April 12th, 2022 | Odds & Sods
I am still convinced that the most misused, and misunderstood term in the world of wine is the word “corked”. For example, we sometimes get bottles sent back by customers as “out of condition”, with a simple explanation given that the wine is “corked”. The strange thing is that the closure that we use on our wine is not made of natural cork, it is actually a synthetic closure (that has a zero carbon footprint, and made from polymers of sugar cane). If one of our bottles was actually corked then it is highly unlikely that the taint originated from our closure.
Of course, it is possible that our wine could be corked, because the fungi responsible for cork taint are also commonly found in wood processing, and therefore could enter a cellar via our wooden pallets. However, most pallets are heat treated these days to prevent the spread of wood infestations and mould.
The taint itself is a chemical compound known as TCA (trichloroanisole) which leaves a distinctive damp, musty smell in your glass, reminiscent of a wet kitchen cloth that has been left unattended for a few days in a damp place. Sometimes, the presence of TCA is barely noticeable, but when it is truly present then it will certainly spoil your wine. As a compound TCA is also very potent, just a few nanograms can ruin a tank, and less than a teaspoonful would be enough to wreck a large wine cellar.
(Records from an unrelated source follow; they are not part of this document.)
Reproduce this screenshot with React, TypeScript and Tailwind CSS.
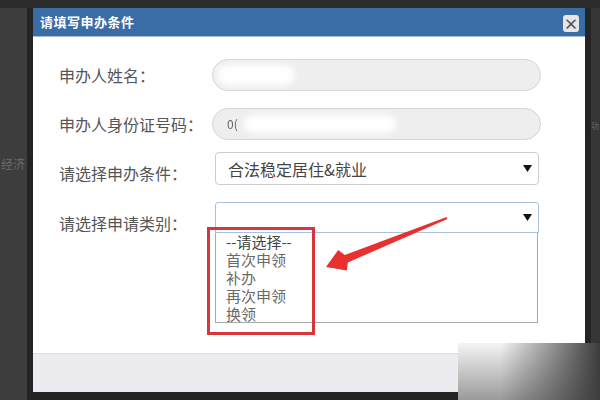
import React from "react";

const options = ["--请选择--", "首次申领", "补办", "再次申领", "换领"];

function Caret() {
  return (
    <svg width="9" height="7" viewBox="0 0 9 7">
      <path d="M0 0 L9 0 L4.5 7 Z" fill="#111" />
    </svg>
  );
}

export default function App() {
  return (
    <div className="relative w-[600px] h-[400px] overflow-hidden bg-[#3c3c3c] flex flex-col font-['Noto_Sans_CJK_SC','Noto_Sans',sans-serif]">
      <div className="h-[8px] bg-[#2c2c2c]" />
      <div className="flex flex-1 min-h-0">
        {/* backdrop left */}
        <div className="w-[27px] bg-[#3d3d3d] overflow-hidden pt-[147px] pl-[1px]">
          <div className="whitespace-nowrap text-[12px] text-[#6b6b6b]">经济</div>
        </div>

        {/* modal */}
        <div className="w-[564px] border-x-[6px] border-b-[8px] border-[#242424] flex flex-col">
          <div className="h-[29px] bg-[#3a6da6] border-b border-[#a5bedc] flex items-center justify-between pl-[7px] pr-[6px]">
            <span className="text-[13px] font-bold text-white tracking-[0.5px]">请填写申办条件</span>
            <div className="mt-[2px] w-[16px] h-[17px] rounded-[3px] bg-[#e6e6e6] flex items-center justify-center text-[#555] text-[15px] font-bold leading-none">
              ×
            </div>
          </div>

          <div className="flex-1 bg-white pl-[26px] text-[16px] text-[#555]">
            <div className="mt-[22px] flex items-center h-[32px]">
              <div className="w-[153px]">申办人姓名：</div>
              <div className="w-[329px] h-[32px] rounded-full bg-[#eeeeef] border border-[#d6d6d6] flex items-center pl-[4px]">
                <div className="w-[78px] h-[20px] rounded-full bg-white blur-[3px]" />
              </div>
            </div>

            <div className="mt-[17px] flex items-center h-[32px]">
              <div className="w-[153px]">申办人身份证号码：</div>
              <div className="w-[329px] h-[32px] rounded-full bg-[#eeeeef] border border-[#d6d6d6] flex items-center pl-[14px]">
                <span className="text-[12px] text-[#666] blur-[0.5px]">0(</span>
                <div className="ml-[6px] w-[152px] h-[18px] rounded-full bg-white blur-[3px]" />
              </div>
            </div>

            <div className="mt-[12px] flex items-center h-[33px]">
              <div className="w-[153px] mt-[8px]">请选择申办条件：</div>
              <div className="ml-[3px] w-[324px] h-[33px] rounded-[4px] border border-[#cccccc] flex items-center justify-between pl-[12px] pr-[6px] text-[#444]">
                <span>合法稳定居住&amp;就业</span>
                <Caret />
              </div>
            </div>

            <div className="mt-[17px] flex items-start">
              <div className="w-[153px] h-[31px] flex items-center mt-[5px]">请选择申请类别：</div>
              <div className="ml-[3px] flex flex-col">
                <div className="w-[324px] h-[31px] rounded-t-[3px] border border-[#a9c1dd] flex items-center justify-end pr-[6px]">
                  <Caret />
                </div>
                <div className="w-[323px] h-[90px] border border-t-0 border-[#a8a8a8] pl-[10px] flex flex-col text-[15px]">
                  {options.map((o, i) => (
                    <div key={o} className={"leading-[18px] " + (i === 0 ? "text-[#444]" : "text-[#6a6a6a]")}>
                      {o}
                    </div>
                  ))}
                </div>
              </div>
            </div>
          </div>

          <div className="h-[39px] bg-[#ecebef] border-t border-[#dcdcdc]" />
        </div>

        {/* backdrop right */}
        <div className="w-[9px] bg-[#363636] overflow-hidden pt-[112px]">
          <div className="whitespace-nowrap text-[8px] text-[#6b6b6b]">功</div>
        </div>
      </div>

      {/* annotation: red box */}
      <div className="absolute left-[207px] top-[227px] w-[108px] h-[108px] border-[3px] border-[#d8363a]" />

      {/* annotation: red arrow */}
      <svg className="absolute inset-0 pointer-events-none" width="600" height="400" viewBox="0 0 600 400">
        <polygon
          points="326,267 346.8,270.5 347.9,262.4 447.4,219 446.6,217 344.8,255 338.2,250"
          fill="#e8302f"
        />
      </svg>

      {/* watermark corner */}
      <div className="absolute left-[458px] top-[343px] w-[142px] h-[57px] bg-[linear-gradient(to_bottom,#f4f4f4,#9a9a9a)]">
        <div className="w-full h-full bg-[linear-gradient(to_right,transparent_30%,#3c3c3c)]" />
      </div>
    </div>
  );
}
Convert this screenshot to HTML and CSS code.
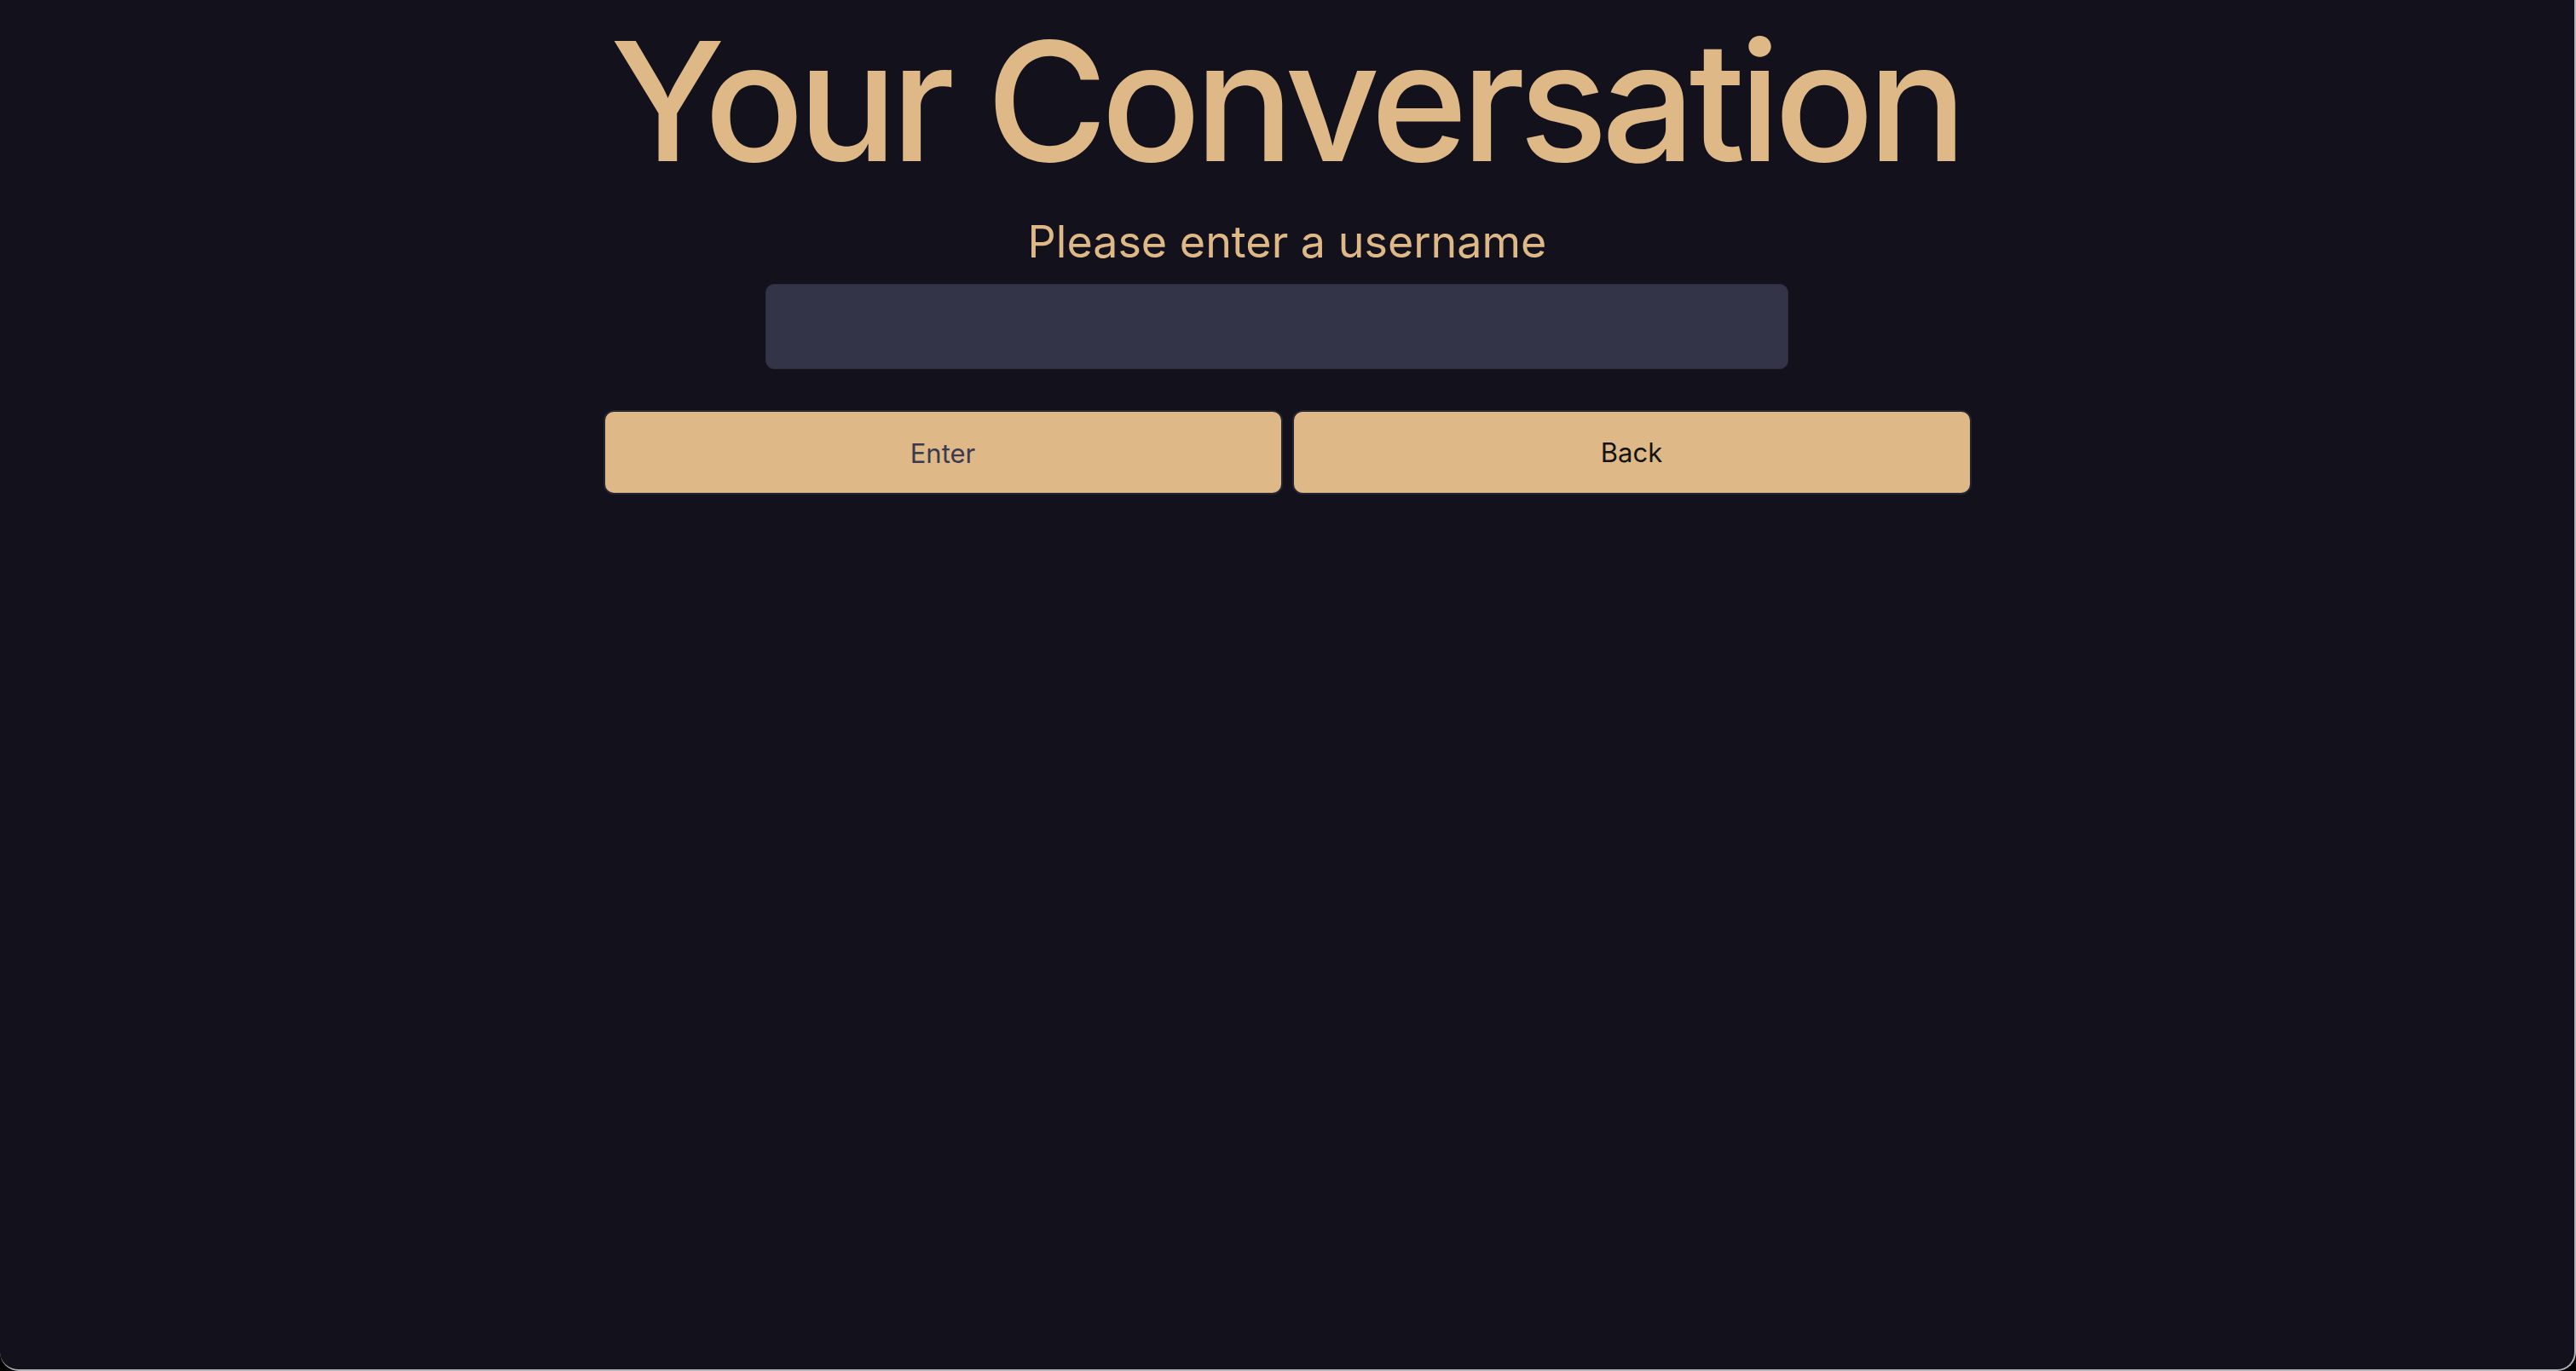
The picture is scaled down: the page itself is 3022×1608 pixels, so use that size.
FILE: index.html
```html
<!DOCTYPE html>
<html lang="en">
<head>
<meta charset="utf-8">
<title>Your Conversation</title>
<link rel="stylesheet" href="styles.css">
</head>
<body>
<div class="window">
  <main class="login">
    <h1 class="title">Your Conversation</h1>
    <p class="prompt">Please enter a username</p>
    <input class="username" type="text" aria-label="Username">
    <div class="actions">
      <button class="btn btn-enter" type="button">Enter</button>
      <button class="btn btn-back" type="button">Back</button>
    </div>
  </main>
</div>
</body>
</html>
```
FILE: styles.css
```css
html, body {
  margin: 0;
  padding: 0;
  background: #000;
  height: 100%;
}

.window {
  box-sizing: border-box;
  width: 3022px;
  height: 1608px;
  background: #13121c;
  border-right: 2px solid #b4b4b8;
  border-bottom: 2px solid #b4b4b8;
  border-radius: 0 0 22px 22px;
  overflow: hidden;
  font-family: Inter, "Noto Sans", sans-serif;
}

.login {
  display: flex;
  flex-direction: column;
  align-items: center;
  padding-top: 22px;
}

.title {
  margin: 0 0 0 -4px;
  font-size: 194px;
  line-height: 1;
  font-weight: 500;
  color: #deb887;
  letter-spacing: -7.5px;
}

.prompt {
  margin: 42px 0 0;
  font-size: 52px;
  line-height: 1;
  font-weight: 400;
  color: #deb887;
}

.username {
  box-sizing: border-box;
  margin: 23px 24px 0 0;
  width: 1200px;
  height: 100px;
  background: #333447;
  border: 1px solid #2c2d3f;
  border-radius: 10px;
  outline: none;
  color: #deb887;
  font-family: inherit;
  font-size: 32px;
}

.actions {
  display: flex;
  gap: 11px;
  margin-top: 48px;
}

.btn {
  box-sizing: border-box;
  width: 797px;
  height: 99px;
  background: #deb887;
  border: 2px solid #262632;
  border-radius: 12px;
  font-family: inherit;
  font-size: 31px;
  font-weight: 400;
  cursor: pointer;
}

.btn-enter {
  color: #393a50;
  padding-top: 3px;
}

.btn-back {
  color: #141414;
}
```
As I mentioned before, however, the term corked is often (mis)used for a wide multitude of wine faults. The other day I cringed as I heard the commentary of a TV programme confidently proclaim “if your wine tastes sour that means it’s corked!!” (A sour wine is much more likely to be caused by a problem with the acidity, such as acetic acid that develops if a wine has been left open for too long).